Pull out each line of the data that includes the word "React".

▼▼▼

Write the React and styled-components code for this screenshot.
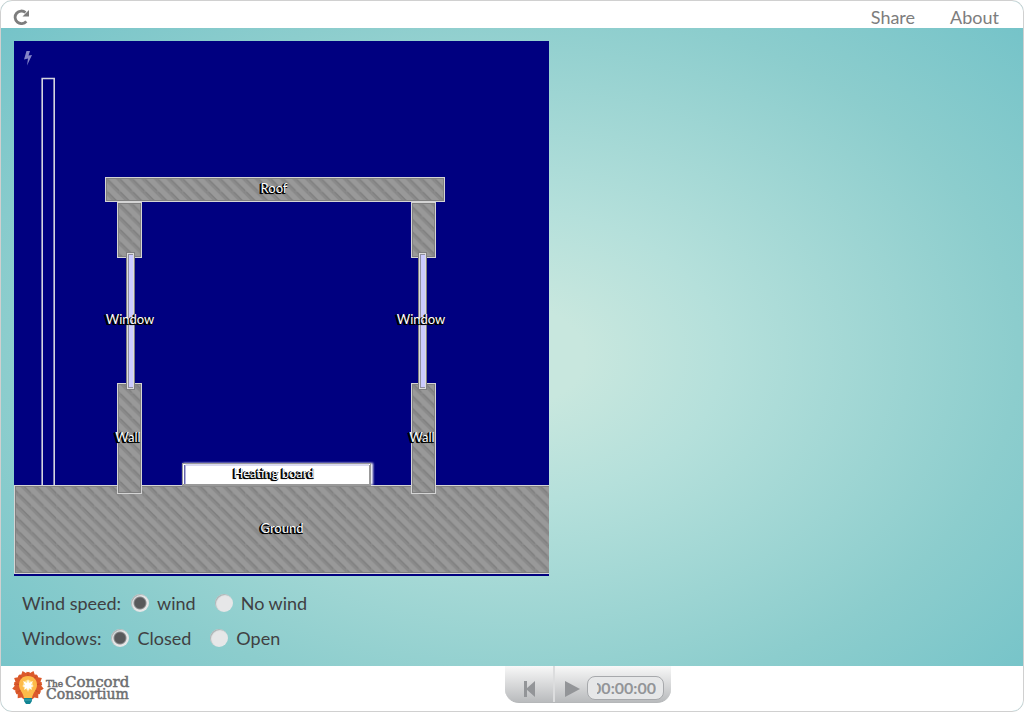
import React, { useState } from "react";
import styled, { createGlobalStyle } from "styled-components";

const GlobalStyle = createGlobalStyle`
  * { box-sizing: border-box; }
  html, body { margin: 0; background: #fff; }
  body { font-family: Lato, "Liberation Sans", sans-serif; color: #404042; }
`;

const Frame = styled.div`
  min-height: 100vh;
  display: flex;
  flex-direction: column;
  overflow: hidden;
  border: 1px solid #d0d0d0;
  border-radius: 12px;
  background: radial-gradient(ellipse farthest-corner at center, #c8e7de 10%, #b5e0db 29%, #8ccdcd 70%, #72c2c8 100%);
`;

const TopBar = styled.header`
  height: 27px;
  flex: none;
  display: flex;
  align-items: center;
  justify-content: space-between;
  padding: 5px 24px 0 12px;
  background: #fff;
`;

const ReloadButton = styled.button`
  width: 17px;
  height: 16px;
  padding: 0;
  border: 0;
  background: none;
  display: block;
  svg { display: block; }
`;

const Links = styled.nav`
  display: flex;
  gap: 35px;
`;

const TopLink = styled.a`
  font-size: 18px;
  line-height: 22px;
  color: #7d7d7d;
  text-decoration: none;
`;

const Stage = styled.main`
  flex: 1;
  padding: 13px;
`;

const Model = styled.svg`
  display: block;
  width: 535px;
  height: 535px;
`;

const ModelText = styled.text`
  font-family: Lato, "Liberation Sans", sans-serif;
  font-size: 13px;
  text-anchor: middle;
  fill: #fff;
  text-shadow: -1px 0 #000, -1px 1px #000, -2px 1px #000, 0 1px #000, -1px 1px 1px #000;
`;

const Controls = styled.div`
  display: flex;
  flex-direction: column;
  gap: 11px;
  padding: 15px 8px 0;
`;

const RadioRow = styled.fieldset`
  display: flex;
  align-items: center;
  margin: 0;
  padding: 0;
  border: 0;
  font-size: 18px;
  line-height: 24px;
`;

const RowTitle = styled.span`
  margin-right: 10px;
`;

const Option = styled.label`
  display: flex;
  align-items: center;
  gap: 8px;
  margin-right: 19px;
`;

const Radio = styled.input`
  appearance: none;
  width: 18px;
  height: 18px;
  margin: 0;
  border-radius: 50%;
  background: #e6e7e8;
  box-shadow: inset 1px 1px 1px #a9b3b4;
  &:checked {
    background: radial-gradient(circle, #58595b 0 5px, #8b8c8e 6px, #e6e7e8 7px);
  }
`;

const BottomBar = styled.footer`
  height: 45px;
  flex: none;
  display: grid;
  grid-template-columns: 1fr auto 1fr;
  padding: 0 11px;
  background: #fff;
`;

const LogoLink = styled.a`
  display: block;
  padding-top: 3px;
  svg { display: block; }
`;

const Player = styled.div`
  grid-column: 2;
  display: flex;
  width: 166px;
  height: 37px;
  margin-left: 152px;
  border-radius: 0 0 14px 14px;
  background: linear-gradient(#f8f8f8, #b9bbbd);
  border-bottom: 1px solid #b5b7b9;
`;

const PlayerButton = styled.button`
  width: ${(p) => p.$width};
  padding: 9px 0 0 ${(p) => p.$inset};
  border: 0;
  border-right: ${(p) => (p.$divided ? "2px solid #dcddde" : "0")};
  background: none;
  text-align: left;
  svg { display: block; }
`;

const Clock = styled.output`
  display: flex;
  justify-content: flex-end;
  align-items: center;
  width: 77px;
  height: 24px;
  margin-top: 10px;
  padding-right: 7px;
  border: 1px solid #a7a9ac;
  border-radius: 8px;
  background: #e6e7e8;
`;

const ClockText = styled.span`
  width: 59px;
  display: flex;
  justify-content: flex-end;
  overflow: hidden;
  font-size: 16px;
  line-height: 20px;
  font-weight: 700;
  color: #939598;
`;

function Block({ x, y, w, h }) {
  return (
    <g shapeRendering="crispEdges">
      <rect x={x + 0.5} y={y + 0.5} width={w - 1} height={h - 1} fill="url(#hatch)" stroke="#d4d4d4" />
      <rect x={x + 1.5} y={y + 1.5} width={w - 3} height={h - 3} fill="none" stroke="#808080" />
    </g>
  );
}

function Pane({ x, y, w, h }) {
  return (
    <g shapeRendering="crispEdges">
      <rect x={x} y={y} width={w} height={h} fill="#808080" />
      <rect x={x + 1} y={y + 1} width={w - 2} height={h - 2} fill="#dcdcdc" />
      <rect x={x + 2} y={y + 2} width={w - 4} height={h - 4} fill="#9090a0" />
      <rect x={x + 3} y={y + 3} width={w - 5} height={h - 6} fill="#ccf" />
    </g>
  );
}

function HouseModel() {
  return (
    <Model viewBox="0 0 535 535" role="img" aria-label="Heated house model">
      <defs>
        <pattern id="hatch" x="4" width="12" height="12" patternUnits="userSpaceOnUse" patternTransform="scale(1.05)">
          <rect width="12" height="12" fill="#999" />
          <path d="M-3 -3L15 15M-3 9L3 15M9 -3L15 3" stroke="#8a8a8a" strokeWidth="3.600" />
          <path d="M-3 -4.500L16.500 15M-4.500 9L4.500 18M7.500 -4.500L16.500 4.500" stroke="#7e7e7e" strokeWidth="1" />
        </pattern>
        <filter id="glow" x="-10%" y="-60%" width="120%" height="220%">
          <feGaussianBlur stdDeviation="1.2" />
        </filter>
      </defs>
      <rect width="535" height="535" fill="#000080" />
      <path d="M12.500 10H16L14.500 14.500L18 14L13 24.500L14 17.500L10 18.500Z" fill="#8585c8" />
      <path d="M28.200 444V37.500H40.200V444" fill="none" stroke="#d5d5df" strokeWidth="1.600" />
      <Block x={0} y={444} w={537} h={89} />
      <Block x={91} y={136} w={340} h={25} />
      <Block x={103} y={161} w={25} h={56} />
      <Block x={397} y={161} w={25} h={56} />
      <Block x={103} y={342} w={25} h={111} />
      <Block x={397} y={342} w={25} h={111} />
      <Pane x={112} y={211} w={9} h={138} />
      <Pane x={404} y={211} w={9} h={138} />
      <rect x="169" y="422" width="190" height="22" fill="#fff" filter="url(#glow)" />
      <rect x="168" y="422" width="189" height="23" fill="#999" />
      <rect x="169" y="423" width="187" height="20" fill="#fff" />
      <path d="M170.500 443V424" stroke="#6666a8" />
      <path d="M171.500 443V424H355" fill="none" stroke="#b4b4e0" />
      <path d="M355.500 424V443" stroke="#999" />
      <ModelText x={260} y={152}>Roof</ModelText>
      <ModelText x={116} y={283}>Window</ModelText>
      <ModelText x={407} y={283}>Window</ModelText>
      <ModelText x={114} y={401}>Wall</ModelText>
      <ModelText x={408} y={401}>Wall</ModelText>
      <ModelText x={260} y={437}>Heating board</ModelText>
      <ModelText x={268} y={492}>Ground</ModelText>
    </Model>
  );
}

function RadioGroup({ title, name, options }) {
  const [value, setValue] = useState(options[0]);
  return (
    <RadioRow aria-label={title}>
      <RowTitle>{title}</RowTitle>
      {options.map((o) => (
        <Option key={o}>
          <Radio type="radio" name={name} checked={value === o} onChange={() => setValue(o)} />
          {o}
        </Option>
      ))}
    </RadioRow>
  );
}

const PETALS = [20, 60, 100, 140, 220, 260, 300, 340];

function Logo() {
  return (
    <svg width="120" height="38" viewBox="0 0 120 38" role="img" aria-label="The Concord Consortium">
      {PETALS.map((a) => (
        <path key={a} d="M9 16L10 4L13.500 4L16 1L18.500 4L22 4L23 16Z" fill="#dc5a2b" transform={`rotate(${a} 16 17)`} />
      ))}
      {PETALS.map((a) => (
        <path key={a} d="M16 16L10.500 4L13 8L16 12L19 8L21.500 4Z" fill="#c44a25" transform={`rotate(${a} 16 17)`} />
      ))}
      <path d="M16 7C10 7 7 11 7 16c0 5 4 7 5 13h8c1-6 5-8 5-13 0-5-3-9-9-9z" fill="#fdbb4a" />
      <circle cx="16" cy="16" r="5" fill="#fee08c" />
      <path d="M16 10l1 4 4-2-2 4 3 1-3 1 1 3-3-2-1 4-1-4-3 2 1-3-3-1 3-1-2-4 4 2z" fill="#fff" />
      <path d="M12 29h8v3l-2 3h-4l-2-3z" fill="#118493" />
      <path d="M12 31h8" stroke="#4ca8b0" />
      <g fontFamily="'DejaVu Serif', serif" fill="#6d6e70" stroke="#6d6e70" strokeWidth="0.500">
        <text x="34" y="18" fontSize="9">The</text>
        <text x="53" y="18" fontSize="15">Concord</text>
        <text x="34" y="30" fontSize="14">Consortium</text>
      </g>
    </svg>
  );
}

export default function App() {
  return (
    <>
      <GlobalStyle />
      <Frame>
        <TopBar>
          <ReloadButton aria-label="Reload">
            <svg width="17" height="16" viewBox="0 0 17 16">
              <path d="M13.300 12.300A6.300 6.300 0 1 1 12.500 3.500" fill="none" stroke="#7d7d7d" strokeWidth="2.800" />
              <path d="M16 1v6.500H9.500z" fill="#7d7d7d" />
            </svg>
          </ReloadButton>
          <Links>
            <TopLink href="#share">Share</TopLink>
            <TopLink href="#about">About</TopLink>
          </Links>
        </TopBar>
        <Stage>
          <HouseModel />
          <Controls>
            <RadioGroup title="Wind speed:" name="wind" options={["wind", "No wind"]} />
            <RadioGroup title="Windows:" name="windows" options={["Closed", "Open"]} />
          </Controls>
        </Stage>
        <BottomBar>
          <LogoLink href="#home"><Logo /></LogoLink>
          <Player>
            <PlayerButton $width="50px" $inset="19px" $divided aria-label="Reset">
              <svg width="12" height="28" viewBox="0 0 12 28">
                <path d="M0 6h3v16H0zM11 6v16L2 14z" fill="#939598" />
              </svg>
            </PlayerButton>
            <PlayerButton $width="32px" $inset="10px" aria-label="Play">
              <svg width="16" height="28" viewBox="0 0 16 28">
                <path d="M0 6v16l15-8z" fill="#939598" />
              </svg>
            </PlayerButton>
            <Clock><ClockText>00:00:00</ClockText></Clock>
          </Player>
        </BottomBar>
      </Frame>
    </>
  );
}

▲▲▲

**Exercise output**
Write the React and styled-components code for this screenshot.
import React, { useState } from "react";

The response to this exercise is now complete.